Me veo obligado una semana después a volver a la casa, porque hay que ver qué hacemos con una casa tan pequeña entre cuatro personas. Mi idea es que la vendamos y nos dividamos el dinero entre cuatro partes iguales pero sé que a Ana no le hace gracia la idea. Hoy pedí el día libre y no porque la visita vaya a durar tanto, sino porque quiero acordarme del viejo y quedarme sentado en la terraza como hacía él cuando mamá ya no estaba. Espero a que Ignacio se vaya a medir el patio de atrás para entrar al cuarto y recorrer los rincones con la vista, minuciosamente, con todo el tiempo del mundo. Los muebles tienen un olor que repele y atrae a la vez, como el repaso mental de mi infancia y nuestra relación. Observando la cama donde nos despedimos por última vez, la idea casi me saca el aire: soy, de una forma única y muy especial, un gran hijueputa. Entonces me acuerdo, lenta pero precisamente, con una nostalgia indescriptible y hondísima, del resto de la canción, y tarareó mientras me alejó del cuarto, el sacristán ha visto hacerse viejo al cura, el cura ha visto al cabo; y el cabo, al sacristán. Y mi pueblo después vio morir a los tres.
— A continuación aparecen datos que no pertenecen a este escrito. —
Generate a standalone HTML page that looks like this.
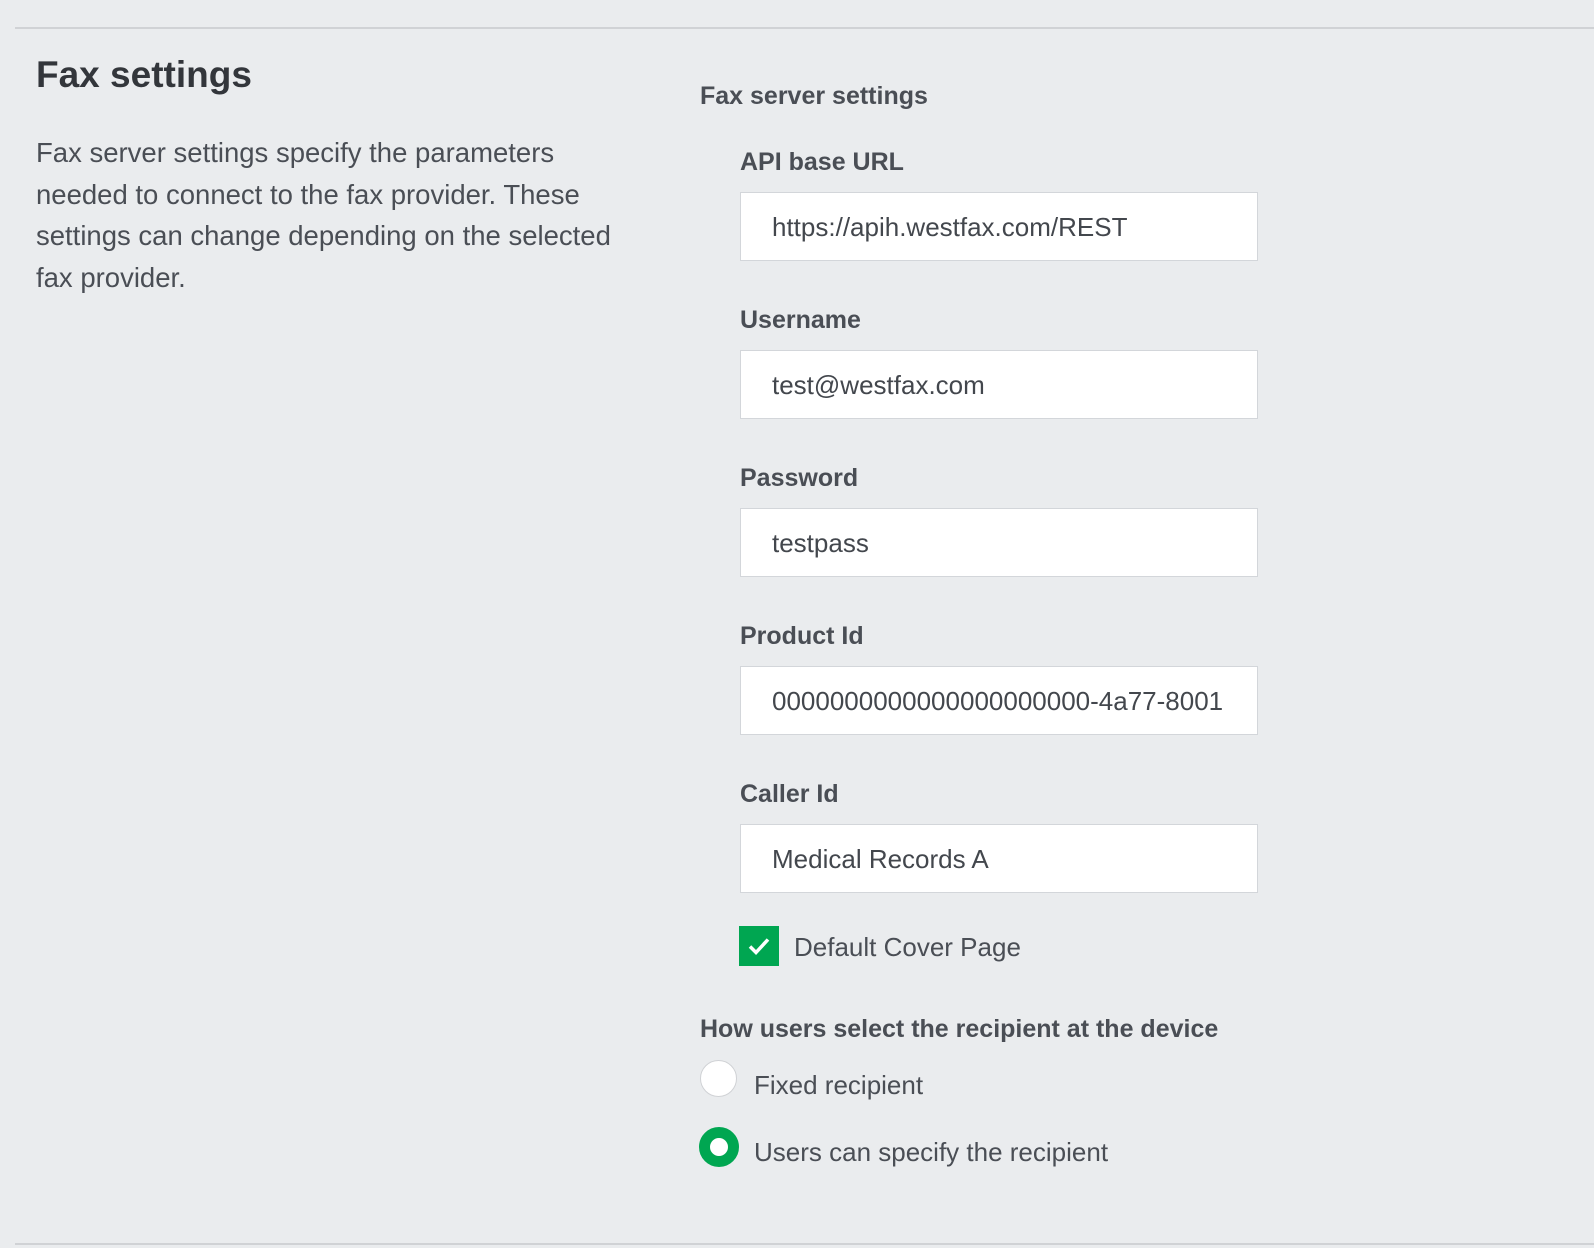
<!DOCTYPE html>
<html><head><meta charset="utf-8"><style>
html,body{margin:0;padding:0;}
body{width:1594px;height:1248px;background:#eaecee;position:relative;overflow:hidden;font-family:"Liberation Sans",sans-serif;color:#4a4e55;}
.a{position:absolute;white-space:nowrap;}
.line{position:absolute;left:15px;right:0;height:2px;background:#d0d2d5;}
.h1{font-size:37px;font-weight:bold;color:#33363b;left:36px;top:54px;}
.p{left:36px;top:132px;font-size:27.5px;line-height:41.7px;}
.h2{font-size:25px;font-weight:bold;left:700px;}
.lab{font-size:25px;font-weight:bold;left:740px;}
.inp{position:absolute;left:740px;background:#fff;border:1px solid #d3d6da;font-size:26px;line-height:69px;padding-left:31px;padding-right:30px;box-sizing:border-box;width:518px;height:69px;overflow:hidden;white-space:nowrap;color:#43474d;}
.inp span{display:block;overflow:hidden;}
.cb{position:absolute;left:739px;top:926px;width:40px;height:40px;background:#00a651;}
.r{position:absolute;width:37px;height:37px;border-radius:50%;box-sizing:border-box;}
.t{font-size:26px;}
</style></head><body>
<div class="line" style="top:27px"></div>
<div class="a h1">Fax settings</div>
<div class="a p">Fax server settings specify the parameters<br>needed to connect to the fax provider. These<br>settings can change depending on the selected<br>fax provider.</div>
<div class="a h2" style="top:82px">Fax server settings</div>

<div class="a lab" style="top:148px">API base URL</div>
<div class="inp" style="top:192px"><span>https://apih.westfax.com/REST</span></div>
<div class="a lab" style="top:306px">Username</div>
<div class="inp" style="top:350px"><span>test@westfax.com</span></div>
<div class="a lab" style="top:464px">Password</div>
<div class="inp" style="top:508px"><span>testpass</span></div>
<div class="a lab" style="top:622px">Product Id</div>
<div class="inp" style="top:666px"><span>0000000000000000000000-4a77-8001</span></div>
<div class="a lab" style="top:780px">Caller Id</div>
<div class="inp" style="top:824px"><span>Medical Records A</span></div>

<div class="cb"><svg width="40" height="40" viewBox="0 0 40 40"><path d="M11 20.5l6 6 12-13" stroke="#fff" stroke-width="3.5" fill="none"/></svg></div>
<div class="a t" style="left:794px;top:932px">Default Cover Page</div>

<div class="a h2" style="top:1015px">How users select the recipient at the device</div>
<div class="r" style="left:700px;top:1060px;background:#fff;border:1px solid #d0d2d5"></div>
<div class="a t" style="left:754px;top:1070px">Fixed recipient</div>
<div class="r" style="left:699px;top:1127px;border:11px solid #00a651;background:#fff;width:40px;height:40px"></div>
<div class="a t" style="left:754px;top:1137px">Users can specify the recipient</div>
<div class="line" style="top:1243px"></div>
</body></html>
Y me pregunto porqué nace la gente… si nacer o morir es indiferente.
2 comentarios:
¿cómo puede ser que este cuento no tenga comentarios?
ay alonso... de verdad me impresionás. la muerte me da escalofríos, eso de quedarse después de que alguien ya no existe, pensando en todo lo que se hizo o no se hizo... es tan difícil...
quiero decir algo inteligente, pero lo único que se me ocurre, por el momento es: wow.
A veces odio los comentarios "demasiado inteligentes" y forzados. Aprecio tu honestidad. Y lo de la muerte, por eso hay que hacer lo que el corazón dicte. Y hay peores cosas que la muerte, como el olvido.